Revuelve con la cuchara de palo el jarabe de panela ya derretida. Entra a la casa y le agrega un buen puñado de mantequilla a la mezcla de enyucados que reposa en una ponchera amarilla sobre la única silla de plástico que hay en la sala. Los enyucados, son los últimos en poner a  cocinar.

-Me ha contado Daniela que piensa salir del país-. -Sí, mija, ya yo no estoy pa’ esto… allá está la abuela de los pelaos. Ella dice que la cosa está mejor que por allá, que hay trabajo y… bueno, si no me va bien, me regresaré a Barranquilla o agarro pa’ Palenque…-.

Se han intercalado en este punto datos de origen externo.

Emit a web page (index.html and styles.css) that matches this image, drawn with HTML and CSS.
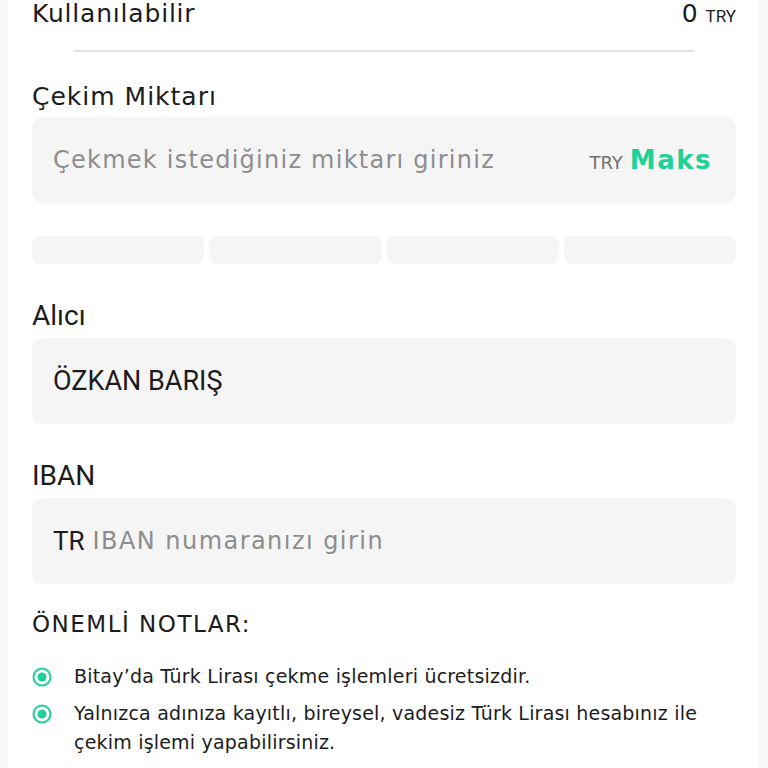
FILE: index.html
```html
<!DOCTYPE html>
<html lang="tr">
<head>
    <meta charset="UTF-8">
    <meta name="viewport" content="width=device-width, initial-scale=1.0">
    <title>TL Çekme</title>
    <link rel="stylesheet" href="styles.css">
</head>
<body>

    <div class="card">
        <div class="balance">
            <span class="balance-label">Kullanılabilir</span>
            <span class="balance-value">0 <small>TRY</small></span>
        </div>
        <div class="divider"></div>

        <div class="field">
            <label class="field-label" for="amount">Çekim Miktarı</label>
            <div class="input-box">
                <input type="text" id="amount" class="input" placeholder="Çekmek istediğiniz miktarı giriniz">
                <span class="unit">TRY</span>
                <button type="button" class="max-button">Maks</button>
            </div>
        </div>

        <div class="chips">
            <span class="chip"></span>
            <span class="chip"></span>
            <span class="chip"></span>
            <span class="chip"></span>
        </div>

        <div class="field">
            <label class="field-label sys" for="receiver">Alıcı</label>
            <div class="input-box">
                <input type="text" id="receiver" class="input sys" value="ÖZKAN BARIŞ" readonly>
            </div>
        </div>

        <div class="field">
            <label class="field-label sys" for="iban">IBAN</label>
            <div class="input-box">
                <span class="prefix">TR</span>
                <input type="text" id="iban" class="input iban" placeholder="IBAN numaranızı girin">
            </div>
        </div>

        <h3 class="notes-title">ÖNEMLİ NOTLAR:</h3>
        <ul class="notes">
            <li>
                <svg class="dot" width="20" height="20" viewBox="0 0 20 20">
                    <circle cx="10" cy="10" r="8.5" fill="none" stroke="#1fd194" stroke-width="2"/>
                    <circle cx="10" cy="10" r="4.5" fill="#1fd194"/>
                </svg>
                <span>Bitay’da Türk Lirası çekme işlemleri ücretsizdir.</span>
            </li>
            <li>
                <svg class="dot" width="20" height="20" viewBox="0 0 20 20">
                    <circle cx="10" cy="10" r="8.5" fill="none" stroke="#1fd194" stroke-width="2"/>
                    <circle cx="10" cy="10" r="4.5" fill="#1fd194"/>
                </svg>
                <span>Yalnızca adınıza kayıtlı, bireysel, vadesiz Türk Lirası hesabınız ile çekim işlemi yapabilirsiniz.</span>
            </li>
        </ul>
    </div>

</body>
</html>
```

FILE: styles.css
```css
body {
    margin: 0;
    background-color: #f7f7f7;
    font-family: "DejaVu Sans", Verdana, sans-serif;
    color: #1c1c1c;
    overflow: hidden;
}

.card {
    background-color: #fff;
    margin-left: 8px;
    width: 751px;
    padding: 0 23px 40px 24px;
    box-sizing: border-box;
    min-height: 100vh;
}

.balance {
    display: flex;
    justify-content: space-between;
    align-items: baseline;
    margin-top: -2px;
    line-height: 32px;
}

.balance-label {
    font-size: 25px;
    letter-spacing: 0.8px;
}

.balance-value {
    font-size: 25px;
}

.balance-value small {
    font-family: Roboto, Arial, sans-serif;
    font-size: 17px;
}

.divider {
    height: 2px;
    background-color: #e2e2e2;
    margin: 18px 42px 0 42px;
}

.field-label {
    display: block;
    font-size: 25px;
    letter-spacing: 1px;
    line-height: 32px;
    margin-top: 29px;
    margin-bottom: 4px;
}

.field-label.sys {
    font-family: Roboto, Arial, sans-serif;
    font-size: 28px;
    letter-spacing: 0;
    margin-top: 36px;
    margin-bottom: 6px;
}

.input-box {
    display: flex;
    align-items: center;
    height: 86px;
    background-color: #f5f5f5;
    border-radius: 10px;
    padding: 0 24px 0 21px;
}

.input {
    flex: 1;
    min-width: 0;
    border: none;
    background: transparent;
    outline: none;
    font-family: "DejaVu Sans", Verdana, sans-serif;
    font-size: 24px;
    letter-spacing: 1.25px;
    color: #1c1c1c;
    padding: 0;
}

.input::placeholder {
    color: #8d8d8d;
}

.input.iban {
    letter-spacing: 1.45px;
}

.input.sys {
    font-family: Roboto, Arial, sans-serif;
    font-size: 27px;
    letter-spacing: 0;
}

.unit {
    font-size: 18px;
    color: #6f6f6f;
    margin-right: 7px;
    margin-top: 5px;
}

.max-button {
    border: none;
    background: none;
    padding: 0;
    font-family: "DejaVu Sans", Verdana, sans-serif;
    font-size: 26px;
    font-weight: bold;
    letter-spacing: 1.5px;
    color: #1fd194;
}

.prefix {
    font-family: Roboto, Arial, sans-serif;
    font-size: 26px;
    margin-right: 8px;
}

.chips {
    display: grid;
    grid-template-columns: repeat(4, 1fr);
    gap: 5px;
    margin-top: 33px;
}

.chip {
    height: 28px;
    background-color: #f5f5f5;
    border-radius: 8px;
}

.notes-title {
    font-size: 23px;
    font-weight: normal;
    letter-spacing: 1.5px;
    line-height: 32px;
    margin: 24px 0 22px 0;
}

.notes {
    list-style: none;
    padding: 0;
    margin: 0;
}

.notes li {
    display: flex;
    align-items: flex-start;
    gap: 22px;
    font-size: 19px;
    letter-spacing: 0.2px;
    line-height: 29px;
    margin-bottom: 8px;
}

.dot {
    flex-shrink: 0;
    margin-top: 5px;
}
```
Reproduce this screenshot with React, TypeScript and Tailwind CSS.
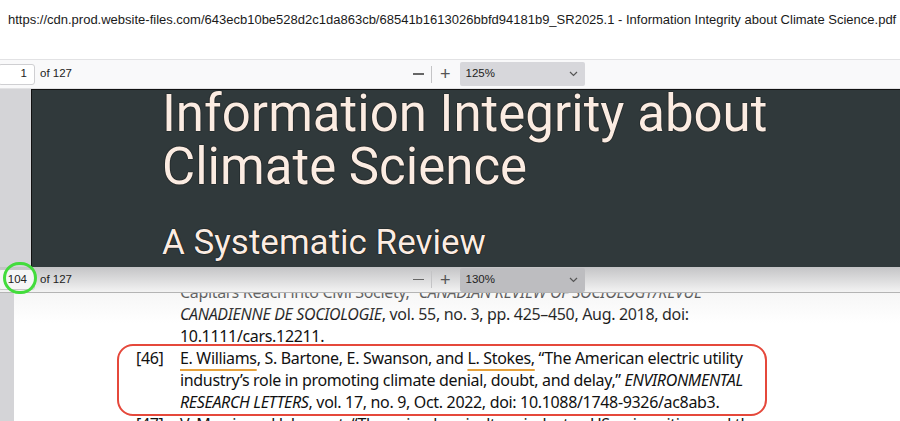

El millo está listo, el caldero libre, el turno es para el enyucado que, a diferencia de los demás productos, los leños son retirados del fondo y los pone arriba de la olla caliente, sobre una lámina de metal, que hace las veces de tapa.

-Como vendedora, yo tengo mis truquitos, yo me río, mamo gallo y así, poco a poco, hago mi clientela y, si me enhueso, le pido a Dios que me mande un angelito y ahí se mejora la vaina-.

La he dejado tranquila en las últimas labores de preparación culinaria. En su rostro se dibujan sutilmente unas cuantas arrugas, veintidós  años de trabajo duro en esta ciudad ya se notan.  Daniela me ha esperado en la esquina con otros niños y se despide, siempre sonriente. Obama se abraza a una de mis piernas y se retira presuroso en una carrera más sobre el camino pedregoso. Adentro, en la casa sin ornamentos, con el techo remendado, los pisos de arena y un patio que parece un basurero, permanece Solmery, terminando de armar unas treinta alegrías.